Piezo1-Mediated Mechanotransduction Contributes to Disturbed Flow-Induced Atherosclerotic Endothelial Inflammation.

Background: Disturbed flow generates oscillatory shear stress (OSS), which in turn leads to endothelial inflammation and atherosclerosis. Piezo1, a biomechanical force sensor, plays a crucial role in the cardiovascular system. However, the specific role of Piezo1 in atherosclerosis remains to be fully elucidated.

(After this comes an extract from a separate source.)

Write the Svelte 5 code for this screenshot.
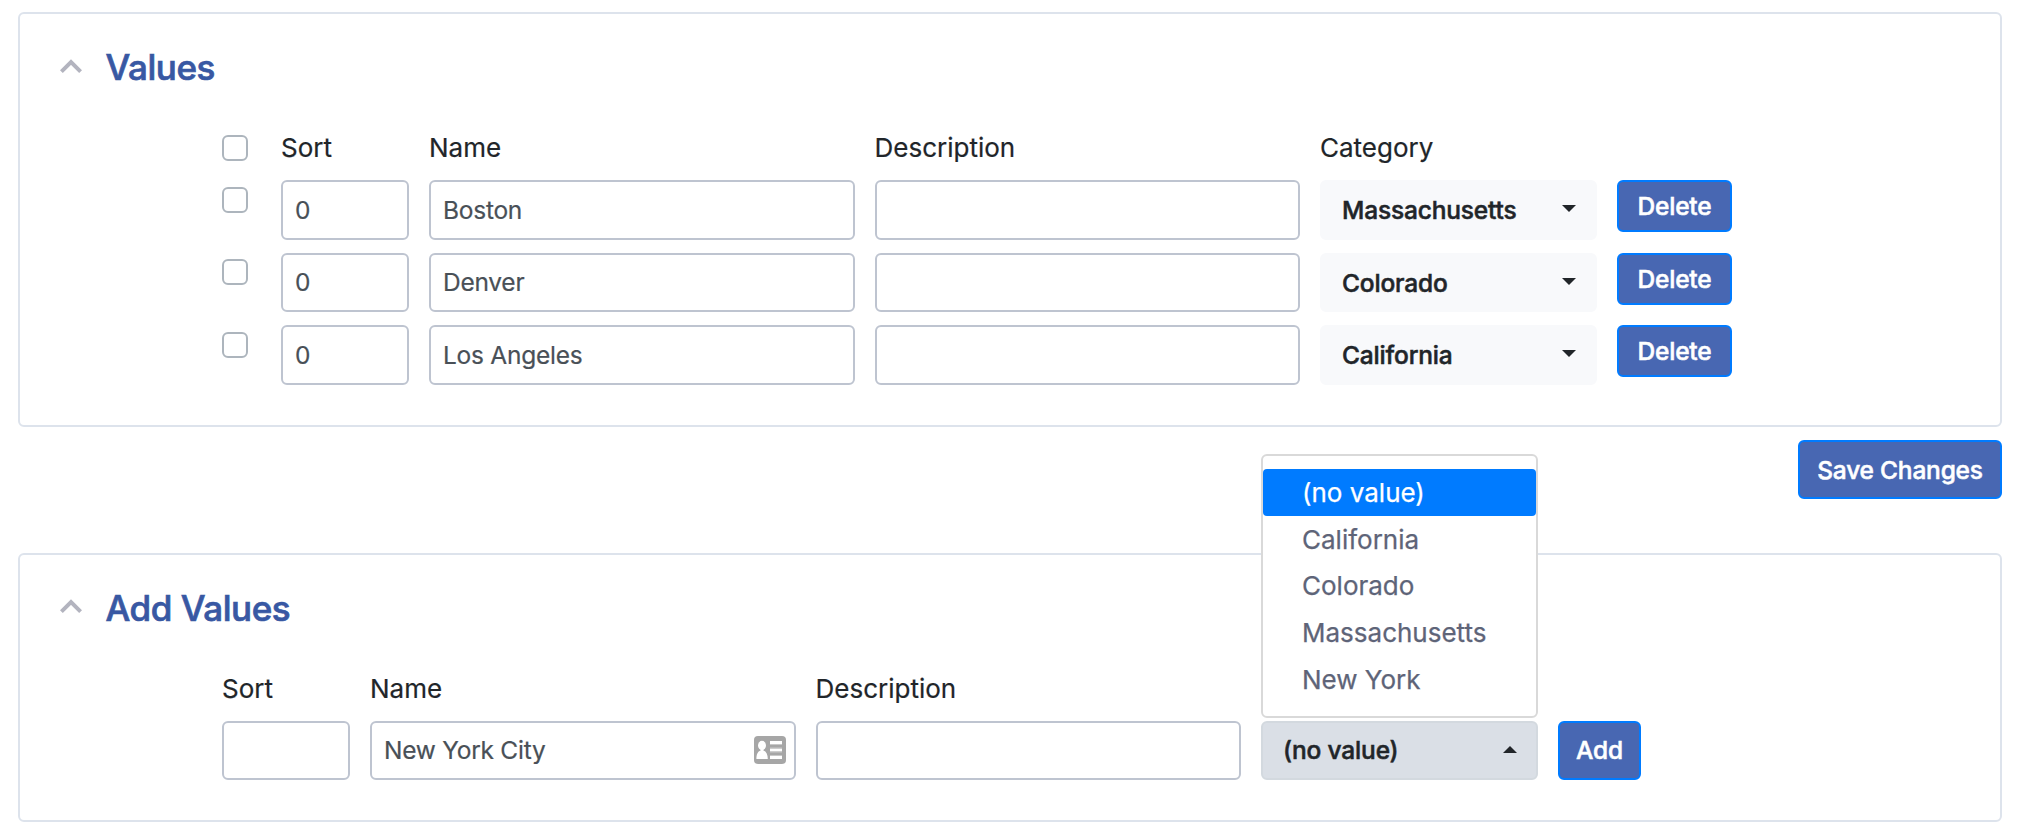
<script>
  let rows = $state([
    { sort: '0', name: 'Boston', description: '', category: 'Massachusetts' },
    { sort: '0', name: 'Denver', description: '', category: 'Colorado' },
    { sort: '0', name: 'Los Angeles', description: '', category: 'California' }
  ]);
  const options = ['(no value)', 'California', 'Colorado', 'Massachusetts', 'New York'];
  let selected = $state('(no value)');
  let open = $state(true);
  let draft = $state({ sort: '', name: 'New York City', description: '' });

  function choose(option) {
    selected = option;
    open = false;
  }
</script>

{#snippet heading(title)}
  <header>
    <svg class="chevron" viewBox="0 0 22 14" width="22" height="14">
      <path d="M1.4 12.6 L11 3 L20.6 12.6" fill="none" stroke="#b3b4bf" stroke-width="4" />
    </svg>
    <h2>{title}</h2>
  </header>
{/snippet}

<main>
  <section class="card values">
    {@render heading('Values')}
    <div class="grid labels">
      <input type="checkbox" class="check" />
      <span>Sort</span>
      <span>Name</span>
      <span>Description</span>
      <span>Category</span>
    </div>
    <div class="rows">
      {#each rows as row}
        <div class="grid">
          <input type="checkbox" class="check row-check" />
          <input class="field" bind:value={row.sort} />
          <input class="field" bind:value={row.name} />
          <input class="field" bind:value={row.description} />
          <button class="select">
            <span>{row.category}</span>
            <i class="caret"></i>
          </button>
          <button class="btn delete">Delete</button>
        </div>
      {/each}
    </div>
  </section>

  <div class="actions">
    <button class="btn save">Save Changes</button>
  </div>

  <section class="card add">
    {@render heading('Add Values')}
    <div class="grid labels">
      <span>Sort</span>
      <span>Name</span>
      <span>Description</span>
    </div>
    <div class="grid">
      <input class="field" bind:value={draft.sort} />
      <div class="with-icon">
        <input class="field" bind:value={draft.name} />
        <svg class="contact" viewBox="0 0 32 28" width="32" height="28">
          <rect width="32" height="28" rx="4" fill="#a6a6a6" />
          <ellipse cx="8" cy="9.4" rx="4" ry="4.6" fill="#fff" />
          <path d="M6.6 12h2.8v2.4c3 1 4.4 4 4.4 8.6H2.4c0-4.600 1.200-7.600 4.200-8.600z" fill="#fff" />
          <path d="M16 5h12v3H16zM16 12.500h12v3H16zM16 20h12v3H16z" fill="#fff" />
          <path d="M16 8h12v1H16zM16 11.500h12v1H16zM16 15.500h12v1H16zM16 19h12v1H16z" fill="#c8c8c8" />
        </svg>
      </div>
      <input class="field" bind:value={draft.description} />
      <div class="dropdown">
        <button class="select open" onclick={() => (open = !open)}>
          <span>{selected}</span>
          <i class="caret up"></i>
        </button>
        {#if open}
          <ul class="menu">
            {#each options as option}
              <li class:active={option === selected}>
                <button onclick={() => choose(option)}>{option}</button>
              </li>
            {/each}
          </ul>
        {/if}
      </div>
      <button class="btn add-btn">Add</button>
    </div>
  </section>
</main>

<style>
  :global(body) {
    background: #fff;
  }
  main,
  main * {
    box-sizing: border-box;
  }
  main {
    padding: 12px 26px 16px 18px;
    font-family: Inter, 'Liberation Sans', sans-serif;
    color: #212529;
  }
  button,
  input {
    font-family: inherit;
    margin: 0;
  }
  .card {
    border: 2px solid #dde3ec;
    border-radius: 6px;
    background: #fff;
  }
  .values {
    height: 415px;
  }
  .add {
    height: 269px;
  }
  header {
    display: flex;
    align-items: center;
    gap: 23.5px;
    height: 50px;
    margin: 28px 0 0 40px;
  }
  .chevron {
    margin-bottom: 2px;
  }
  .add .chevron {
    margin-bottom: 4px;
  }
  h2 {
    margin: 0;
    font-size: 35px;
    line-height: 50px;
    font-weight: 500;
    letter-spacing: -0.45px;
    -webkit-text-stroke: 0.7px currentColor;
    color: #3858a3;
  }
  .grid {
    display: grid;
    column-gap: 20px;
    align-items: start;
    padding-left: 202px;
  }
  .values .grid {
    grid-template-columns: 39px 128px 425.5px 425.5px 277px 115px;
  }
  .add .grid {
    grid-template-columns: 128px 425.5px 425.5px 277px 83px;
  }
  .labels {
    margin-top: 36px;
    height: 52px;
    font-size: 26px;
    line-height: 40px;
    -webkit-text-stroke: 0.2px currentColor;
  }
  .labels .check {
    margin-top: 7px;
  }
  .rows {
    display: grid;
    gap: 13px;
  }
  .check {
    appearance: none;
    width: 26px;
    height: 26px;
    border: 2px solid #adb5bd;
    border-radius: 6px;
    background: #fff;
  }
  .row-check {
    margin-top: 6.8px;
  }
  .field {
    width: 100%;
    height: 59.5px;
    padding: 0 12px;
    border: 2px solid #bec4d0;
    border-radius: 6px;
    background: #fff;
    color: #495057;
    font-size: 24.5px;
    letter-spacing: -0.25px;
    -webkit-text-stroke: 0.2px currentColor;
    outline: none;
  }
  .add .field,
  .add .select {
    height: 59px;
    padding-bottom: 1px;
  }
  .with-icon {
    position: relative;
  }
  .with-icon .field {
    display: block;
  }
  .contact {
    position: absolute;
    right: 10px;
    top: 15px;
  }
  .select {
    display: flex;
    align-items: center;
    justify-content: space-between;
    width: 100%;
    height: 59.5px;
    padding: 0.5px 19px 0 20px;
    border: 2px solid #f8f9fb;
    border-radius: 6px;
    background: #f8f9fb;
    color: #212529;
    font-size: 24.5px;
    font-weight: 500;
    letter-spacing: -0.17px;
    -webkit-text-stroke: 0.5px currentColor;
  }
  .select.open {
    border-color: #d3d9df;
    background: #dadfe6;
  }
  .caret {
    border: 7px solid transparent;
    border-top-color: #212529;
    border-bottom: 0;
    margin-bottom: 3px;
  }
  .caret.up {
    border-top: 0;
    border-bottom: 7px solid #212529;
    margin-bottom: 2px;
  }
  .btn {
    padding: 0;
    border: 2px solid #007bff;
    border-radius: 6px;
    background: #4867b2;
    color: #fff;
    font-size: 24.5px;
    font-weight: 500;
    letter-spacing: -0.2px;
    -webkit-text-stroke: 0.5px currentColor;
  }
  .delete {
    width: 115px;
    height: 52px;
  }
  .actions {
    display: flex;
    justify-content: flex-end;
    margin: 13px 0 54px;
  }
  .save {
    width: 204px;
    height: 59px;
  }
  .add-btn {
    width: 83px;
    height: 59px;
    padding-bottom: 1px;
  }
  .dropdown {
    position: relative;
  }
  .menu {
    position: absolute;
    left: 0;
    bottom: 62px;
    width: 277px;
    height: 264px;
    margin: 0;
    padding: 13px 0 0;
    list-style: none;
    background: #fff;
    border: 2px solid #d9d9d9;
    border-radius: 6px;
  }
  .menu button {
    display: block;
    width: 100%;
    height: 46.75px;
    padding: 0 0 0 39px;
    border: 0;
    background: none;
    text-align: left;
    font-size: 26px;
    -webkit-text-stroke: 0.25px currentColor;
    color: #5e6478;
  }
  .menu .active button {
    background: #007bff;
    color: #fff;
    border-radius: 4px;
  }
</style>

Methods and results: We detected the expression of Piezo1 in atherosclerotic mice and endothelial cells from regions with disturbed blood flow. The pharmacological inhibitor Piezo1 inhibitor (GsMTx4) was used to evaluate the impact of Piezo1 on plaque progression and endothelial inflammation. We examined Piezo1's direct response to OSS in vitro and its effects on endothelial inflammation. Furthermore, mechanistic studies were conducted to explore the potential molecular cascade through which Piezo1 mediates endothelial inflammation in response to OSS. Our findings revealed the upregulation of Piezo1 in apoE-/- (apolipoprotein E) atherosclerotic mice, which is associated with disturbed flow. Treatment with GsMTx4 not only delayed plaque progression but also mitigated endothelial inflammation in both chronic and disturbed flow-induced atherosclerosis. Piezo1 was shown to facilitate calcium ions (Ca²⁺) influx in response to OSS, thereby activating endothelial inflammation. This inflammatory response was attenuated in the absence of Piezo1. Additionally, we identified that under OSS, Piezo1 activates the Ca²⁺/CaM/CaMKII (calmodulin/calmodulin-dependent protein kinases Ⅱ) pathways, which subsequently stimulate downstream kinases FAK (focal adhesion kinase) and Src. This leads to the activation of the OSS-sensitive YAP (yes-associated protein), ultimately triggering endothelial inflammation.

Conclusions: Our study highlights the key role of Piezo1 in atherosclerotic endothelial inflammation, proposing the Piezo1-Ca²⁺/CaM/CaMKII-FAK/Src-YAP axis as a previously unknown endothelial mechanotransduction pathway. Piezo1 is expected to become a potential therapeutic target for atherosclerosis and cardiovascular diseases.